Sougwen Chung goes further still, collaborating directly with robotic drawing systems trained on her own mark making, producing works that exist in genuine dialogue between human gesture and machine response. teamLab, the Tokyo based collective whose immersive digital environments have reached millions of visitors globally, and Travess Smalley, whose work investigates the aesthetic possibilities of digital color and pattern, represent the breadth of generative practice as it now stands. From the monumental to the screen based, from the philosophical to the sensory, the field accommodates approaches that would have seemed incompatible in any earlier artistic context. Jonas Lund adds yet another dimension, using algorithmic systems to generate not just images but entire artistic strategies, turning the logic of generative art back on the art world itself.

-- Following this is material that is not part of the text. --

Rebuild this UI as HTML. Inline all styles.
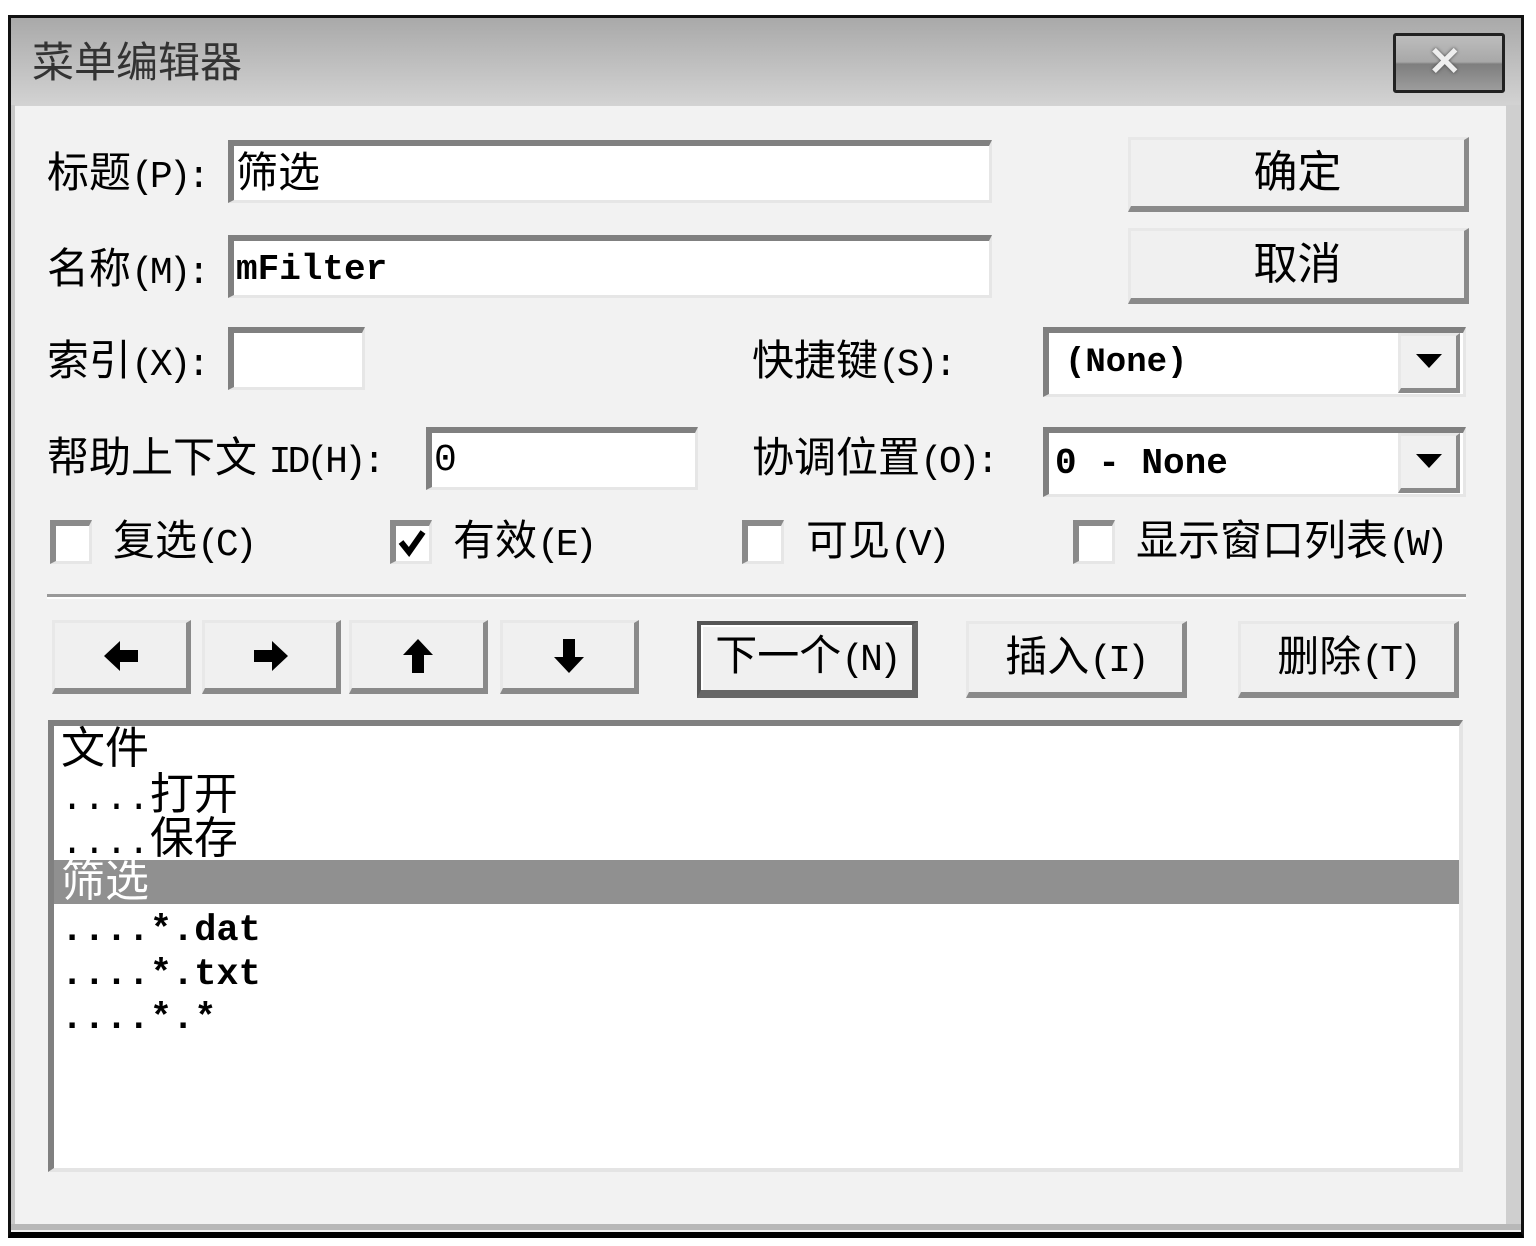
<!DOCTYPE html>
<html><head><meta charset="utf-8"><style>
html,body{margin:0;padding:0;background:#fff;width:1536px;height:1246px;overflow:hidden}
*{box-sizing:border-box}
.a{position:absolute}
.t{position:absolute;font-family:"Liberation Sans","Noto Sans CJK SC",sans-serif;font-size:42px;color:#000;white-space:nowrap;line-height:1}
.m{font-family:"Liberation Mono","Noto Sans CJK SC",monospace;font-size:38px;letter-spacing:-4px}
.mb{font-family:"Liberation Mono","Noto Sans CJK SC",monospace;font-size:36px;font-weight:bold}
.in{position:absolute;background:#fff;border-top:6px solid #808080;border-left:6px solid #808080;border-right:3px solid #e6e6e6;border-bottom:3px solid #e6e6e6}
.btn{position:absolute;background:#f0f0f0;border-top:3px solid #e8e8e8;border-left:3px solid #e8e8e8;border-right:5px solid #8a8a8a;border-bottom:6px solid #8a8a8a;display:flex;align-items:center;justify-content:center}
.cb{position:absolute;width:42px;height:44px;background:#fff;border-top:6px solid #8a8a8a;border-left:6px solid #8a8a8a;border-right:3px solid #e6e6e6;border-bottom:3px solid #e6e6e6}
</style></head><body>
<div class="a" style="left:8px;top:15px;width:1516px;height:1223px;background:#f2f2f2;border:3px solid #111;border-bottom:6px solid #000;"></div>
<div class="a" style="left:11px;top:18px;width:1510px;height:88px;background:linear-gradient(#a9a9a9,#d3d3d3);"></div>
<div class="a" style="left:1506px;top:105px;width:15px;height:1125px;background:#cfcfcf"></div>
<div class="a" style="left:11px;top:105px;width:4px;height:1125px;background:#c8c8c8"></div>
<div class="a" style="left:11px;top:1224px;width:1510px;height:6px;background:#b8b8b8"></div>
<div class="t" style="left:32px;top:42px;font-size:42px;color:#333">菜单编辑器</div>
<div class="a" style="left:1393px;top:33px;width:112px;height:60px;border:3px solid #222;border-radius:3px;background:linear-gradient(#bdbdbd 0%,#a8a8a8 48%,#7e7e7e 52%,#9c9c9c 100%)"></div>
<div class="t" style="left:1428px;top:42px;font-size:40px;font-weight:bold;color:#eee;font-family:'Liberation Sans',sans-serif;text-shadow:0 0 3px #444">✕</div>

<div class="t" style="left:47px;top:152px">标题<span class="m">(P):</span></div>
<div class="in" style="left:228px;top:140px;width:764px;height:63px"></div>
<div class="t" style="left:236px;top:152px">筛选</div>

<div class="t" style="left:47px;top:248px">名称<span class="m">(M):</span></div>
<div class="in" style="left:228px;top:235px;width:764px;height:63px"></div>
<div class="t mb" style="left:236px;top:252px;font-size:36px">mFilter</div>

<div class="t" style="left:47px;top:340px">索引<span class="m">(X):</span></div>
<div class="in" style="left:228px;top:327px;width:137px;height:63px"></div>

<div class="t" style="left:47px;top:437px">帮助上下文 <span class="m">ID(H):</span></div>
<div class="in" style="left:426px;top:427px;width:272px;height:63px"></div>
<div class="t m" style="left:434px;top:442px;font-size:38px">0</div>

<div class="t" style="left:752px;top:340px">快捷键<span class="m">(S):</span></div>
<div class="in" style="left:1043px;top:327px;width:423px;height:70px"></div>
<div class="t mb" style="left:1065px;top:346px;font-size:34px">(None)</div>
<div class="btn" style="left:1398px;top:333px;width:62px;height:60px;border-right-width:4px;border-bottom-width:5px"><svg width="26" height="16"><path d="M0 0H26L13 14Z" fill="#000"/></svg></div>

<div class="t" style="left:752px;top:437px">协调位置<span class="m">(O):</span></div>
<div class="in" style="left:1043px;top:427px;width:423px;height:70px"></div>
<div class="t mb" style="left:1055px;top:446px;font-size:36px">0 - None</div>
<div class="btn" style="left:1398px;top:433px;width:62px;height:60px;border-right-width:4px;border-bottom-width:5px"><svg width="26" height="16"><path d="M0 0H26L13 14Z" fill="#000"/></svg></div>

<div class="btn" style="left:1128px;top:137px;width:341px;height:75px"><span class="t" style="position:static;font-size:44px">确定</span></div>
<div class="btn" style="left:1128px;top:228px;width:341px;height:76px"><span class="t" style="position:static;font-size:44px">取消</span></div>

<div class="cb" style="left:50px;top:520px"></div>
<div class="t" style="left:113px;top:520px">复选<span class="m">(C)</span></div>
<div class="cb" style="left:390px;top:520px"></div>
<svg class="a" style="left:398px;top:528px" width="28" height="30"><path d="M3 14L11 24L25 4" stroke="#000" stroke-width="6" fill="none"/></svg>
<div class="t" style="left:453px;top:520px">有效<span class="m">(E)</span></div>
<div class="cb" style="left:742px;top:520px"></div>
<div class="t" style="left:806px;top:520px">可见<span class="m">(V)</span></div>
<div class="cb" style="left:1073px;top:520px"></div>
<div class="t" style="left:1136px;top:520px">显示窗口列表<span class="m">(W)</span></div>

<div class="a" style="left:47px;top:594px;width:1419px;height:3px;background:#999"></div>
<div class="a" style="left:47px;top:597px;width:1419px;height:2px;background:#fff"></div>

<div class="btn" style="left:52px;top:620px;width:139px;height:74px"><svg width="34" height="34"><path d="M0 17L16 2V11H34V23H16V32Z" fill="#000"/></svg></div>
<div class="btn" style="left:202px;top:620px;width:139px;height:74px"><svg width="34" height="34"><path d="M34 17L18 2V11H0V23H18V32Z" fill="#000"/></svg></div>
<div class="btn" style="left:349px;top:620px;width:139px;height:74px"><svg width="34" height="34"><path d="M17 0L2 16H11V34H23V16H32Z" fill="#000"/></svg></div>
<div class="btn" style="left:500px;top:620px;width:139px;height:74px"><svg width="34" height="34"><path d="M17 34L2 18H11V0H23V18H32Z" fill="#000"/></svg></div>
<div class="btn" style="left:697px;top:621px;width:221px;height:77px;border:4px solid #555;border-bottom:8px solid #666;border-right:6px solid #666;box-shadow:inset 2px 2px 0 #fff"><span class="t" style="position:static">下一个<span class="m">(N)</span></span></div>
<div class="btn" style="left:966px;top:621px;width:221px;height:77px"><span class="t" style="position:static">插入<span class="m">(I)</span></span></div>
<div class="btn" style="left:1238px;top:621px;width:221px;height:77px"><span class="t" style="position:static">删除<span class="m">(T)</span></span></div>

<div class="a" style="left:48px;top:720px;width:1415px;height:452px;background:#fff;border-top:6px solid #808080;border-left:6px solid #808080;border-right:4px solid #e4e4e4;border-bottom:4px solid #e4e4e4"></div>
<div class="a" style="left:54px;top:860px;width:1405px;height:44px;background:#909090"></div>
<div class="t" style="left:61px;top:727px;font-size:44px">文件</div>
<div class="t" style="left:61px;top:773px;font-size:44px"><span class="m" style="font-size:37px;letter-spacing:0">....</span>打开</div>
<div class="t" style="left:61px;top:817px;font-size:44px"><span class="m" style="font-size:37px;letter-spacing:0">....</span>保存</div>
<div class="t" style="left:61px;top:860px;font-size:44px;color:#fff">筛选</div>
<div class="t mb" style="left:61px;top:913px;font-size:37px">....*.dat</div>
<div class="t mb" style="left:61px;top:957px;font-size:37px">....*.txt</div>
<div class="t mb" style="left:61px;top:1001px;font-size:37px">....*.*</div>
</body></html>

Stepan Ryabchenko brings a sculptural and conceptual dimension to digital form, expanding the conversation beyond the flat plane. What unites all of this work, across five decades and wildly different practices, is a shared conviction that process is not merely a means to an end. The system, the code, the set of rules, these are the primary material. The resulting image or object or environment is a kind of proof, evidence that the system was real and that it ran.
Collecting generative art means collecting that evidence, which is also to say it means collecting an argument about how creativity actually works. In a market still largely organized around the singular gesture of a singular hand, that argument feels more necessary with every passing year.